### [What is expected]
Write out each line from the data below that includes the word "screenshot".
====
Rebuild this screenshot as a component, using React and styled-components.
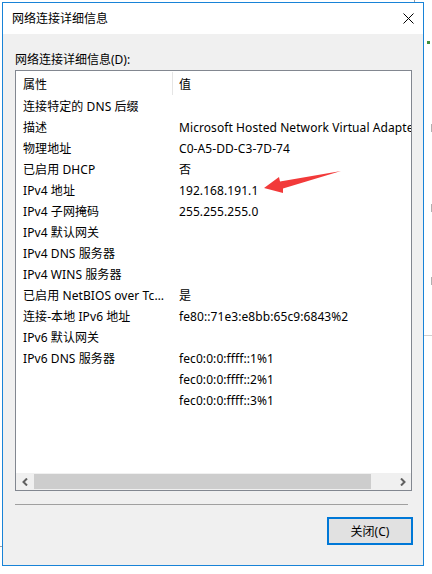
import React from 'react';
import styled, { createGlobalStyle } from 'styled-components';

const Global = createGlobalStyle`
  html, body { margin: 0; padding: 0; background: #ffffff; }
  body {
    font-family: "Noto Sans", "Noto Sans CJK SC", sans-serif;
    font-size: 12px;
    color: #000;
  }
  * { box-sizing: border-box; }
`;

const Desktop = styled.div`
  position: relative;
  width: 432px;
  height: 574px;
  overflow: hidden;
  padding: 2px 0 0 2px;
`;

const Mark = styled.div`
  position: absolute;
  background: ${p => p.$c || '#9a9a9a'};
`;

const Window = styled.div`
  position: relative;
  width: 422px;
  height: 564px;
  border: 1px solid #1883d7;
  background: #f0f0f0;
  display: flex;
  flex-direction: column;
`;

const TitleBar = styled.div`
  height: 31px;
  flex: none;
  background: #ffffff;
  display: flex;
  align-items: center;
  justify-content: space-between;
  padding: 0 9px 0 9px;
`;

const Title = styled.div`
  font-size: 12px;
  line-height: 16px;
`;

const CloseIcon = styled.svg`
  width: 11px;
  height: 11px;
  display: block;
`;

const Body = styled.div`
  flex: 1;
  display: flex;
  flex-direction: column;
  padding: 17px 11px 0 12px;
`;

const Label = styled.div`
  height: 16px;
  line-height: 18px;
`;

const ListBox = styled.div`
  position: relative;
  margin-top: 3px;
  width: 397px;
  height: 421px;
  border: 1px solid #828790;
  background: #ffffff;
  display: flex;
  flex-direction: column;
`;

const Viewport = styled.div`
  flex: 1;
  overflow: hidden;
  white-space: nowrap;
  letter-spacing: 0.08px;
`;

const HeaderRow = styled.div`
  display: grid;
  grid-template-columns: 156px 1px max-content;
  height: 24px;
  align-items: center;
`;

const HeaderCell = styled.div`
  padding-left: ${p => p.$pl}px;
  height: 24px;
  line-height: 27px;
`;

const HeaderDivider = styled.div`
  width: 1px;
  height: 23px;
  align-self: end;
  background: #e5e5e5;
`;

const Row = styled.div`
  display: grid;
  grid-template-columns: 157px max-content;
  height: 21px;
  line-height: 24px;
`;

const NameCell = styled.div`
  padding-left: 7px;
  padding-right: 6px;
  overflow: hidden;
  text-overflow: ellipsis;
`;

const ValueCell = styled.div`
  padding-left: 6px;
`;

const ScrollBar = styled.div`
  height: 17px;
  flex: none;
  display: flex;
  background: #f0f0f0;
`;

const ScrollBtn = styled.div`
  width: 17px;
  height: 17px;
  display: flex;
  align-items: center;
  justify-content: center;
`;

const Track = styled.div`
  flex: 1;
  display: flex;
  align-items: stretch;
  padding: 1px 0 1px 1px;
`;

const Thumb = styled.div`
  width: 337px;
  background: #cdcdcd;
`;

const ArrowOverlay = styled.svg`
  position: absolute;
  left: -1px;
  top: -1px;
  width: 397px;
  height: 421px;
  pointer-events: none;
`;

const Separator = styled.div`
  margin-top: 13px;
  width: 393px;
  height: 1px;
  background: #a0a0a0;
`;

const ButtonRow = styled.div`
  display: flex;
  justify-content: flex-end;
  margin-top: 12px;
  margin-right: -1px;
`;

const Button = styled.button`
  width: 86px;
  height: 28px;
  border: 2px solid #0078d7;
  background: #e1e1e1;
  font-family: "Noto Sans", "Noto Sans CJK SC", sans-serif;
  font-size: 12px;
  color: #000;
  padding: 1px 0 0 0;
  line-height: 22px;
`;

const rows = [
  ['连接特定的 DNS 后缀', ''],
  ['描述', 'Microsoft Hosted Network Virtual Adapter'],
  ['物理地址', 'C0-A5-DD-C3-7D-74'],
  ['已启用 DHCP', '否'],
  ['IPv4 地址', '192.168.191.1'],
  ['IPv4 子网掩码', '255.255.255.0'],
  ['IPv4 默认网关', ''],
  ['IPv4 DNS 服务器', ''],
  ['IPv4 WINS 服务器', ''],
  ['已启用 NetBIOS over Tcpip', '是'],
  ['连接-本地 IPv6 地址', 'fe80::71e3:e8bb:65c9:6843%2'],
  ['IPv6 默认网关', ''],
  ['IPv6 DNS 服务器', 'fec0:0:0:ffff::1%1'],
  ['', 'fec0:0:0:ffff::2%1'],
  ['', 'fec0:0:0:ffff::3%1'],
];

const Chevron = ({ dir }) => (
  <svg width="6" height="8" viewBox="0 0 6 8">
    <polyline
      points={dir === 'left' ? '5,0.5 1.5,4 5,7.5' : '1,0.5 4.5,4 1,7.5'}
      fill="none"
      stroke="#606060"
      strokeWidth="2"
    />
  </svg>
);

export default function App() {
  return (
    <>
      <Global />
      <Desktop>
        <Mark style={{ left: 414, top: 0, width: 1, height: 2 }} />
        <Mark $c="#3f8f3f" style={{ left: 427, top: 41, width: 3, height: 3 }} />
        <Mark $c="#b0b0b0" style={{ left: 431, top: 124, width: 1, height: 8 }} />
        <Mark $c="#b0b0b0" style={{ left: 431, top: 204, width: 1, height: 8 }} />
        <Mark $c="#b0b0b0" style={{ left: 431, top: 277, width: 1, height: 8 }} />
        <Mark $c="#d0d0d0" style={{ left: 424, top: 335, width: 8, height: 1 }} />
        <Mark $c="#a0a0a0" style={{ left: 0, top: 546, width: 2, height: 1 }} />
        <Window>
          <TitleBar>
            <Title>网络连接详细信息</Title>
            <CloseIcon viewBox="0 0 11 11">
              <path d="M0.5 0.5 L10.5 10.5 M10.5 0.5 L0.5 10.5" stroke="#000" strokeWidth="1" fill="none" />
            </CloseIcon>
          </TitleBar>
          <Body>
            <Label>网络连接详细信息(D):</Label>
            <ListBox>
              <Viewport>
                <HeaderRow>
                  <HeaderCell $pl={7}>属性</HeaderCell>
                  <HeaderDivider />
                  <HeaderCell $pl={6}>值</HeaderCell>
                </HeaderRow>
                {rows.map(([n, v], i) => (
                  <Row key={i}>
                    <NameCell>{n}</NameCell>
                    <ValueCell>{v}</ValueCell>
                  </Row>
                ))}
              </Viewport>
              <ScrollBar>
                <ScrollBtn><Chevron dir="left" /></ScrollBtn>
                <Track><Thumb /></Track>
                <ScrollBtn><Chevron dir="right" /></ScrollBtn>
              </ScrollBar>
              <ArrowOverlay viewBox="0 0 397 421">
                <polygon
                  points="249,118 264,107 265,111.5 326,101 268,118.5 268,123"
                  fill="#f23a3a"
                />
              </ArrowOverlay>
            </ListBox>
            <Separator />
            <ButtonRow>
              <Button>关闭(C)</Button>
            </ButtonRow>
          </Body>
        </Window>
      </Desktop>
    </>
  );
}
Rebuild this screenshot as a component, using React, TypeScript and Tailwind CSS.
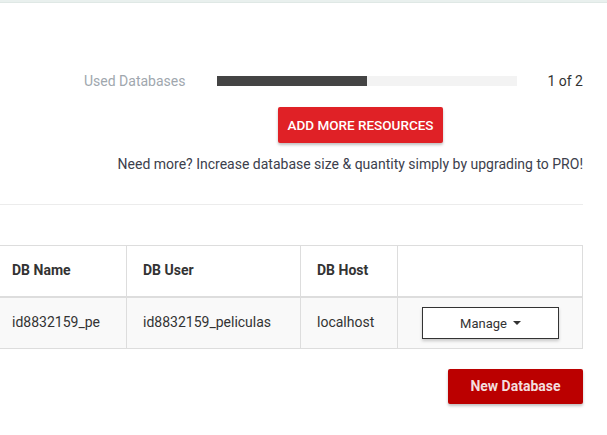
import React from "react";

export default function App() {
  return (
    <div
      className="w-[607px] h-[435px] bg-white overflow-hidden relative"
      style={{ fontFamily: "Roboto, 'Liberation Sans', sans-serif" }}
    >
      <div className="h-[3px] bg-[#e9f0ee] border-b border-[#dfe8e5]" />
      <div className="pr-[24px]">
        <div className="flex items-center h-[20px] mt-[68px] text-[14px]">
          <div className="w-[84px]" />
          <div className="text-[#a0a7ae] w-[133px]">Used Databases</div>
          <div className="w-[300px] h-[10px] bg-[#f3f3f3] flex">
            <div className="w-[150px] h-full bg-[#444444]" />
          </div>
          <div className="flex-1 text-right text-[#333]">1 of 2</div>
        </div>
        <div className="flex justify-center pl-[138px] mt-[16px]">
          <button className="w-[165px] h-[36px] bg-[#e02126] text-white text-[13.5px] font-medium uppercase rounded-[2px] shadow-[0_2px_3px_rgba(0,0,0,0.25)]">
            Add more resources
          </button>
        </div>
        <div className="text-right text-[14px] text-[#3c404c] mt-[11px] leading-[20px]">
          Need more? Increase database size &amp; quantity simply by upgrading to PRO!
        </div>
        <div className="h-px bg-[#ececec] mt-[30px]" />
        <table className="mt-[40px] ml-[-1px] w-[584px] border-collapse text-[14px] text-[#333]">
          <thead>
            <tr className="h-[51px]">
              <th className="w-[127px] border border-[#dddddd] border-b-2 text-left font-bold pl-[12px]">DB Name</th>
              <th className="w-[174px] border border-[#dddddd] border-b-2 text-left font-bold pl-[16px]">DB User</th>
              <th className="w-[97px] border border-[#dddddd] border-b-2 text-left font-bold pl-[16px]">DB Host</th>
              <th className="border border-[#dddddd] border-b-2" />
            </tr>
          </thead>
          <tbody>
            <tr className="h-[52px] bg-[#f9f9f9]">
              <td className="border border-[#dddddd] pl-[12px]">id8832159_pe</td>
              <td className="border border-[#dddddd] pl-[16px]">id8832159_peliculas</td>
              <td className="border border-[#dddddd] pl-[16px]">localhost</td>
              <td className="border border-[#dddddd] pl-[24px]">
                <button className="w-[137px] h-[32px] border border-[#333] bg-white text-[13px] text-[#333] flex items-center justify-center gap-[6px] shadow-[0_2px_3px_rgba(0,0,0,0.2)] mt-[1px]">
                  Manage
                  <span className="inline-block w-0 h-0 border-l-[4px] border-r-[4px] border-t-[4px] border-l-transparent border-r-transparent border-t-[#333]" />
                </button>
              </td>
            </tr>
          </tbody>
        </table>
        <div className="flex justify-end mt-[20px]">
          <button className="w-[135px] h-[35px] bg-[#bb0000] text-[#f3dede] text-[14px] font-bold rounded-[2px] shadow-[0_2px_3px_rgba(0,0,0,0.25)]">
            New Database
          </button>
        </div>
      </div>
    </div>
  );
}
====
### [Written reply]
Rebuild this screenshot as a component, using React and styled-components.
Rebuild this screenshot as a component, using React, TypeScript and Tailwind CSS.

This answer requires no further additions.